## [Information supplied]

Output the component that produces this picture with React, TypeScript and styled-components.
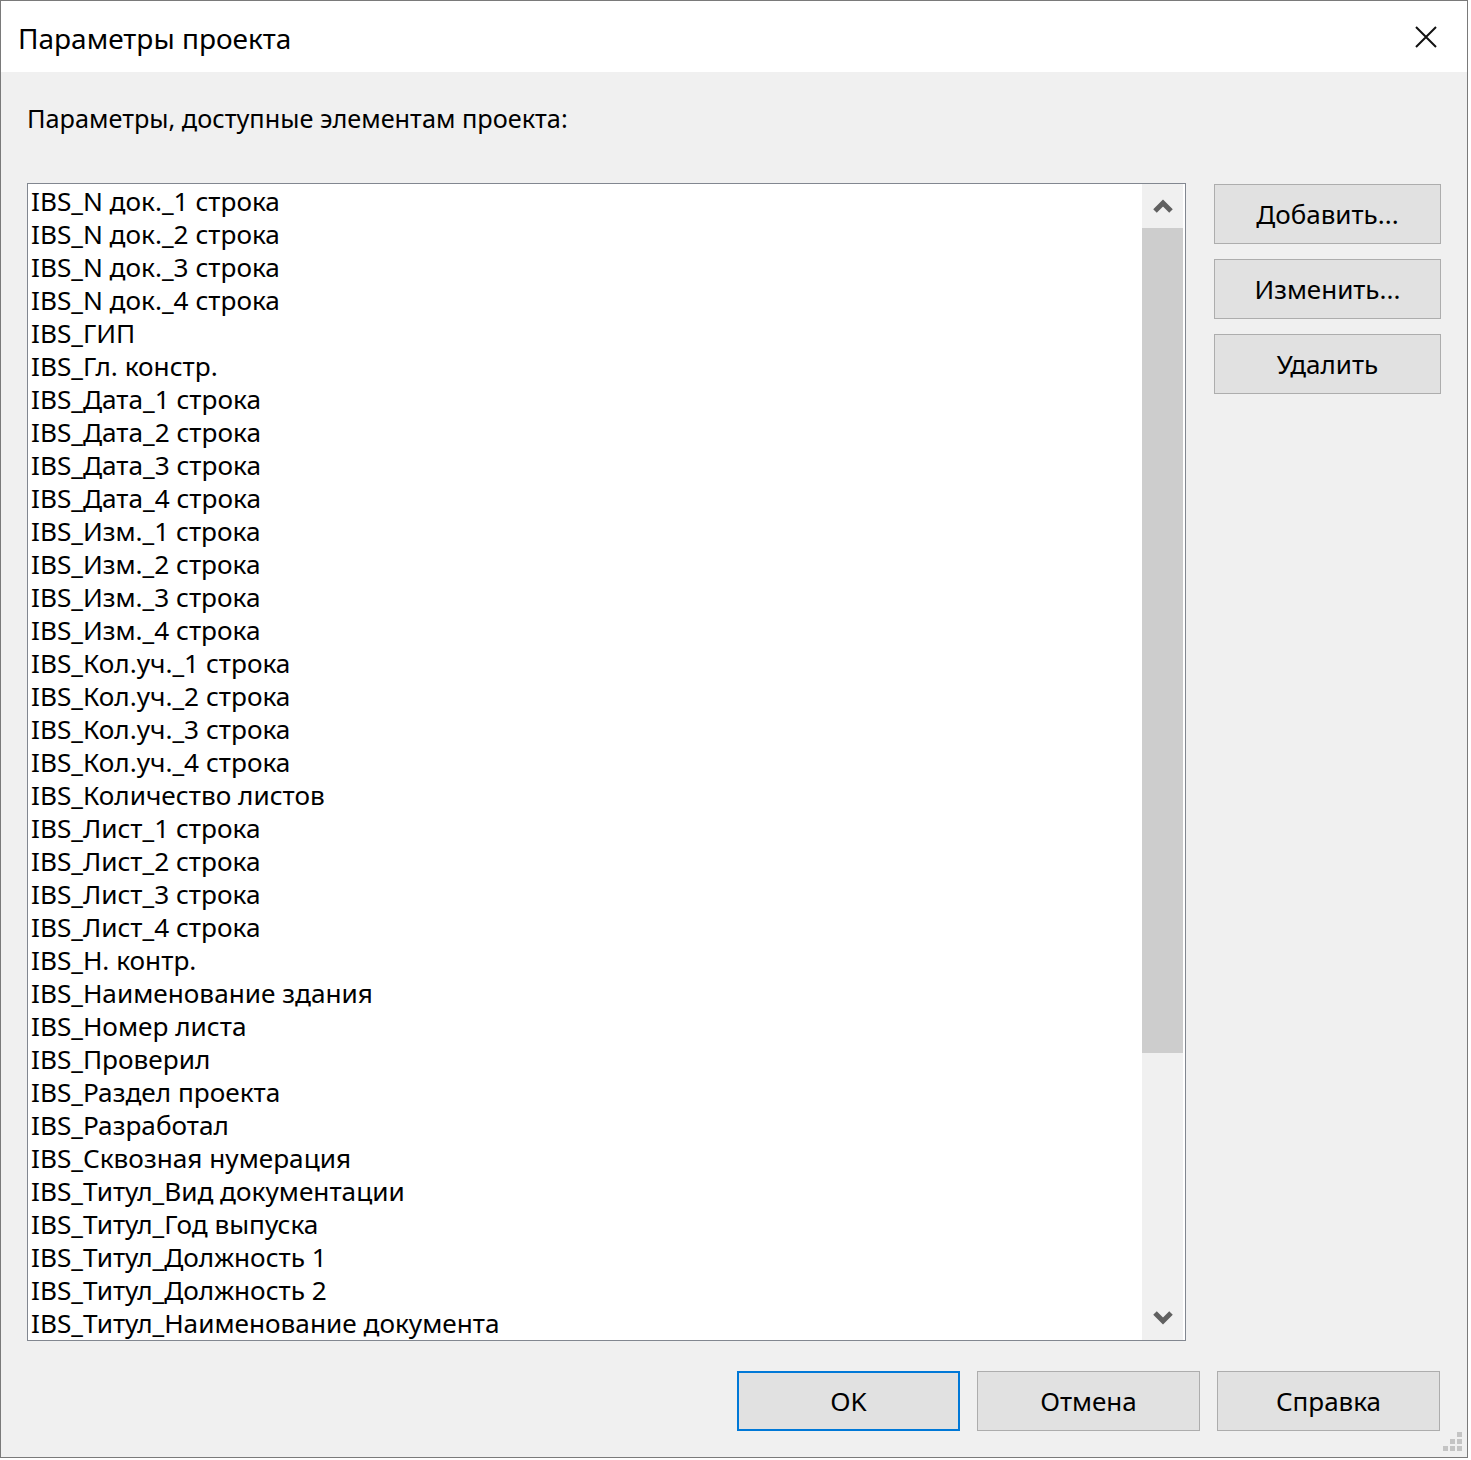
import React from "react";
import styled, { createGlobalStyle } from "styled-components";

const GlobalStyle = createGlobalStyle`
  html, body {
    margin: 0;
    padding: 0;
    background: #ffffff;
  }
  body {
    font-family: "Noto Sans", "Open Sans", sans-serif;
  }
`;

const UI_FONT = `"Noto Sans", "Open Sans", sans-serif`;

const Window = styled.div`
  width: 1468px;
  height: 1458px;
  box-sizing: border-box;
  border: 1px solid #7a7a7a;
  background: #f0f0f0;
  display: flex;
  flex-direction: column;
  font-family: ${UI_FONT};
  color: #000;
  position: relative;
`;

const TitleBar = styled.div`
  height: 71px;
  background: #ffffff;
  display: flex;
  align-items: center;
  justify-content: space-between;
  padding-left: 17px;
`;

const Title = styled.div`
  font-size: 28px;
  line-height: 36px;
  margin-top: 2px;
`;

const CloseButton = styled.div`
  width: 82px;
  height: 71px;
  display: flex;
  align-items: center;
  justify-content: center;
`;

const Body = styled.div`
  flex: 1;
  display: flex;
  flex-direction: column;
  padding: 30px 26px 0 26px;
`;

const Caption = styled.div`
  font-size: 25.3px;
  line-height: 33px;
  height: 33px;
  margin-bottom: 48px;
`;

const Main = styled.div`
  display: flex;
  align-items: flex-start;
  gap: 28px;
`;

const ListBox = styled.div`
  width: 1159px;
  height: 1158px;
  box-sizing: border-box;
  border: 1px solid #828790;
  background: #ffffff;
  display: flex;
  overflow: hidden;
`;

const Rows = styled.div`
  flex: 1;
  padding-top: 1px;
  overflow: hidden;
`;

const Row = styled.div`
  height: 33px;
  line-height: 33px;
  font-size: 26.2px;
  padding-left: 3px;
  white-space: nowrap;
`;

const ScrollBar = styled.div`
  width: 41px;
  margin-right: 2px;
  background: #f0f0f0;
  display: flex;
  flex-direction: column;
`;

const ScrollArrow = styled.div`
  height: 44px;
  display: flex;
  align-items: center;
  justify-content: center;
`;

const ScrollTrack = styled.div`
  flex: 1;
  display: flex;
  flex-direction: column;
`;

const Thumb = styled.div`
  height: 825px;
  background: #cdcdcd;
`;

const SideButtons = styled.div`
  display: flex;
  flex-direction: column;
  gap: 15px;
  padding-top: 1px;
`;

const Button = styled.div<{ $wide?: boolean; $focused?: boolean }>`
  width: ${(p) => (p.$wide ? 227 : 223)}px;
  height: 60px;
  box-sizing: border-box;
  background: #e1e1e1;
  border: ${(p) => (p.$focused ? "2px solid #0078d7" : "1px solid #adadad")};
  display: flex;
  align-items: center;
  justify-content: center;
  font-size: 26px;
`;

const Footer = styled.div`
  display: flex;
  justify-content: flex-end;
  gap: 17px;
  padding: 30px 1px 0 0;
`;

const Grip = styled.div`
  position: absolute;
  right: 4px;
  bottom: 5px;
  width: 20px;
  height: 20px;
`;

const items = [
  "IBS_N док._1 строка",
  "IBS_N док._2 строка",
  "IBS_N док._3 строка",
  "IBS_N док._4 строка",
  "IBS_ГИП",
  "IBS_Гл. констр.",
  "IBS_Дата_1 строка",
  "IBS_Дата_2 строка",
  "IBS_Дата_3 строка",
  "IBS_Дата_4 строка",
  "IBS_Изм._1 строка",
  "IBS_Изм._2 строка",
  "IBS_Изм._3 строка",
  "IBS_Изм._4 строка",
  "IBS_Кол.уч._1 строка",
  "IBS_Кол.уч._2 строка",
  "IBS_Кол.уч._3 строка",
  "IBS_Кол.уч._4 строка",
  "IBS_Количество листов",
  "IBS_Лист_1 строка",
  "IBS_Лист_2 строка",
  "IBS_Лист_3 строка",
  "IBS_Лист_4 строка",
  "IBS_Н. контр.",
  "IBS_Наименование здания",
  "IBS_Номер листа",
  "IBS_Проверил",
  "IBS_Раздел проекта",
  "IBS_Разработал",
  "IBS_Сквозная нумерация",
  "IBS_Титул_Вид документации",
  "IBS_Титул_Год выпуска",
  "IBS_Титул_Должность 1",
  "IBS_Титул_Должность 2",
  "IBS_Титул_Наименование документа",
];

// scrollbar arrow, solid chevron like the classic list box
const Chevron = ({ up }: { up?: boolean }) => (
  <svg width="20" height="16" viewBox="0 0 20 16">
    <path
      d={up ? "M2 13 L10 5 L18 13" : "M2 3 L10 11 L18 3"}
      fill="none"
      stroke="#606060"
      strokeWidth="5"
      strokeLinejoin="miter"
    />
  </svg>
);

const App = () => {
  return (
    <>
      <GlobalStyle />
      <Window>
        <TitleBar>
          <Title>Параметры проекта</Title>
          <CloseButton>
            <svg width="22" height="22" viewBox="0 0 22 22">
              <path d="M1 1 L21 21 M21 1 L1 21" stroke="#111" strokeWidth="2" />
            </svg>
          </CloseButton>
        </TitleBar>
        <Body>
          <Caption>Параметры, доступные элементам проекта:</Caption>
          <Main>
            <ListBox>
              <Rows>
                {items.map((name) => (
                  <Row key={name}>{name}</Row>
                ))}
              </Rows>
              <ScrollBar>
                <ScrollArrow>
                  <Chevron up />
                </ScrollArrow>
                <ScrollTrack>
                  <Thumb />
                </ScrollTrack>
                <ScrollArrow>
                  <Chevron />
                </ScrollArrow>
              </ScrollBar>
            </ListBox>
            <SideButtons>
              <Button $wide>Добавить...</Button>
              <Button $wide>Изменить...</Button>
              <Button $wide>Удалить</Button>
            </SideButtons>
          </Main>
          <Footer>
            <Button $focused>OK</Button>
            <Button>Отмена</Button>
            <Button>Справка</Button>
          </Footer>
        </Body>
        <Grip>
          <svg width="20" height="20" viewBox="0 0 20 20">
            {[
              [14, 0],
              [14, 7],
              [7, 7],
              [14, 14],
              [7, 14],
              [0, 14],
            ].map(([x, y]) => (
              <rect key={`${x}-${y}`} x={x} y={y} width="5" height="5" fill="#c4c4c4" />
            ))}
          </svg>
        </Grip>
      </Window>
    </>
  );
};

export default App;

## [Exercise directions]
Retype everything in the material word for word, minus pictures.

## [Problem solution]
Output the component that produces this picture with React, TypeScript and styled-components.
import React from "react";
import styled, { createGlobalStyle } from "styled-components";

const GlobalStyle = createGlobalStyle`
  html, body {
    margin: 0;
    padding: 0;
    background: #ffffff;
  }
  body {
    font-family: "Noto Sans", "Open Sans", sans-serif;
  }
`;

const UI_FONT = `"Noto Sans", "Open Sans", sans-serif`;

const Window = styled.div`
  width: 1468px;
  height: 1458px;
  box-sizing: border-box;
  border: 1px solid #7a7a7a;
  background: #f0f0f0;
  display: flex;
  flex-direction: column;
  font-family: ${UI_FONT};
  color: #000;
  position: relative;
`;

const TitleBar = styled.div`
  height: 71px;
  background: #ffffff;
  display: flex;
  align-items: center;
  justify-content: space-between;
  padding-left: 17px;
`;

const Title = styled.div`
  font-size: 28px;
  line-height: 36px;
  margin-top: 2px;
`;

const CloseButton = styled.div`
  width: 82px;
  height: 71px;
  display: flex;
  align-items: center;
  justify-content: center;
`;

const Body = styled.div`
  flex: 1;
  display: flex;
  flex-direction: column;
  padding: 30px 26px 0 26px;
`;

const Caption = styled.div`
  font-size: 25.3px;
  line-height: 33px;
  height: 33px;
  margin-bottom: 48px;
`;

const Main = styled.div`
  display: flex;
  align-items: flex-start;
  gap: 28px;
`;

const ListBox = styled.div`
  width: 1159px;
  height: 1158px;
  box-sizing: border-box;
  border: 1px solid #828790;
  background: #ffffff;
  display: flex;
  overflow: hidden;
`;

const Rows = styled.div`
  flex: 1;
  padding-top: 1px;
  overflow: hidden;
`;

const Row = styled.div`
  height: 33px;
  line-height: 33px;
  font-size: 26.2px;
  padding-left: 3px;
  white-space: nowrap;
`;

const ScrollBar = styled.div`
  width: 41px;
  margin-right: 2px;
  background: #f0f0f0;
  display: flex;
  flex-direction: column;
`;

const ScrollArrow = styled.div`
  height: 44px;
  display: flex;
  align-items: center;
  justify-content: center;
`;

const ScrollTrack = styled.div`
  flex: 1;
  display: flex;
  flex-direction: column;
`;

const Thumb = styled.div`
  height: 825px;
  background: #cdcdcd;
`;

const SideButtons = styled.div`
  display: flex;
  flex-direction: column;
  gap: 15px;
  padding-top: 1px;
`;

const Button = styled.div<{ $wide?: boolean; $focused?: boolean }>`
  width: ${(p) => (p.$wide ? 227 : 223)}px;
  height: 60px;
  box-sizing: border-box;
  background: #e1e1e1;
  border: ${(p) => (p.$focused ? "2px solid #0078d7" : "1px solid #adadad")};
  display: flex;
  align-items: center;
  justify-content: center;
  font-size: 26px;
`;

const Footer = styled.div`
  display: flex;
  justify-content: flex-end;
  gap: 17px;
  padding: 30px 1px 0 0;
`;

const Grip = styled.div`
  position: absolute;
  right: 4px;
  bottom: 5px;
  width: 20px;
  height: 20px;
`;

const items = [
  "IBS_N док._1 строка",
  "IBS_N док._2 строка",
  "IBS_N док._3 строка",
  "IBS_N док._4 строка",
  "IBS_ГИП",
  "IBS_Гл. констр.",
  "IBS_Дата_1 строка",
  "IBS_Дата_2 строка",
  "IBS_Дата_3 строка",
  "IBS_Дата_4 строка",
  "IBS_Изм._1 строка",
  "IBS_Изм._2 строка",
  "IBS_Изм._3 строка",
  "IBS_Изм._4 строка",
  "IBS_Кол.уч._1 строка",
  "IBS_Кол.уч._2 строка",
  "IBS_Кол.уч._3 строка",
  "IBS_Кол.уч._4 строка",
  "IBS_Количество листов",
  "IBS_Лист_1 строка",
  "IBS_Лист_2 строка",
  "IBS_Лист_3 строка",
  "IBS_Лист_4 строка",
  "IBS_Н. контр.",
  "IBS_Наименование здания",
  "IBS_Номер листа",
  "IBS_Проверил",
  "IBS_Раздел проекта",
  "IBS_Разработал",
  "IBS_Сквозная нумерация",
  "IBS_Титул_Вид документации",
  "IBS_Титул_Год выпуска",
  "IBS_Титул_Должность 1",
  "IBS_Титул_Должность 2",
  "IBS_Титул_Наименование документа",
];

// scrollbar arrow, solid chevron like the classic list box
const Chevron = ({ up }: { up?: boolean }) => (
  <svg width="20" height="16" viewBox="0 0 20 16">
    <path
      d={up ? "M2 13 L10 5 L18 13" : "M2 3 L10 11 L18 3"}
      fill="none"
      stroke="#606060"
      strokeWidth="5"
      strokeLinejoin="miter"
    />
  </svg>
);

const App = () => {
  return (
    <>
      <GlobalStyle />
      <Window>
        <TitleBar>
          <Title>Параметры проекта</Title>
          <CloseButton>
            <svg width="22" height="22" viewBox="0 0 22 22">
              <path d="M1 1 L21 21 M21 1 L1 21" stroke="#111" strokeWidth="2" />
            </svg>
          </CloseButton>
        </TitleBar>
        <Body>
          <Caption>Параметры, доступные элементам проекта:</Caption>
          <Main>
            <ListBox>
              <Rows>
                {items.map((name) => (
                  <Row key={name}>{name}</Row>
                ))}
              </Rows>
              <ScrollBar>
                <ScrollArrow>
                  <Chevron up />
                </ScrollArrow>
                <ScrollTrack>
                  <Thumb />
                </ScrollTrack>
                <ScrollArrow>
                  <Chevron />
                </ScrollArrow>
              </ScrollBar>
            </ListBox>
            <SideButtons>
              <Button $wide>Добавить...</Button>
              <Button $wide>Изменить...</Button>
              <Button $wide>Удалить</Button>
            </SideButtons>
          </Main>
          <Footer>
            <Button $focused>OK</Button>
            <Button>Отмена</Button>
            <Button>Справка</Button>
          </Footer>
        </Body>
        <Grip>
          <svg width="20" height="20" viewBox="0 0 20 20">
            {[
              [14, 0],
              [14, 7],
              [7, 7],
              [14, 14],
              [7, 14],
              [0, 14],
            ].map(([x, y]) => (
              <rect key={`${x}-${y}`} x={x} y={y} width="5" height="5" fill="#c4c4c4" />
            ))}
          </svg>
        </Grip>
      </Window>
    </>
  );
};

export default App;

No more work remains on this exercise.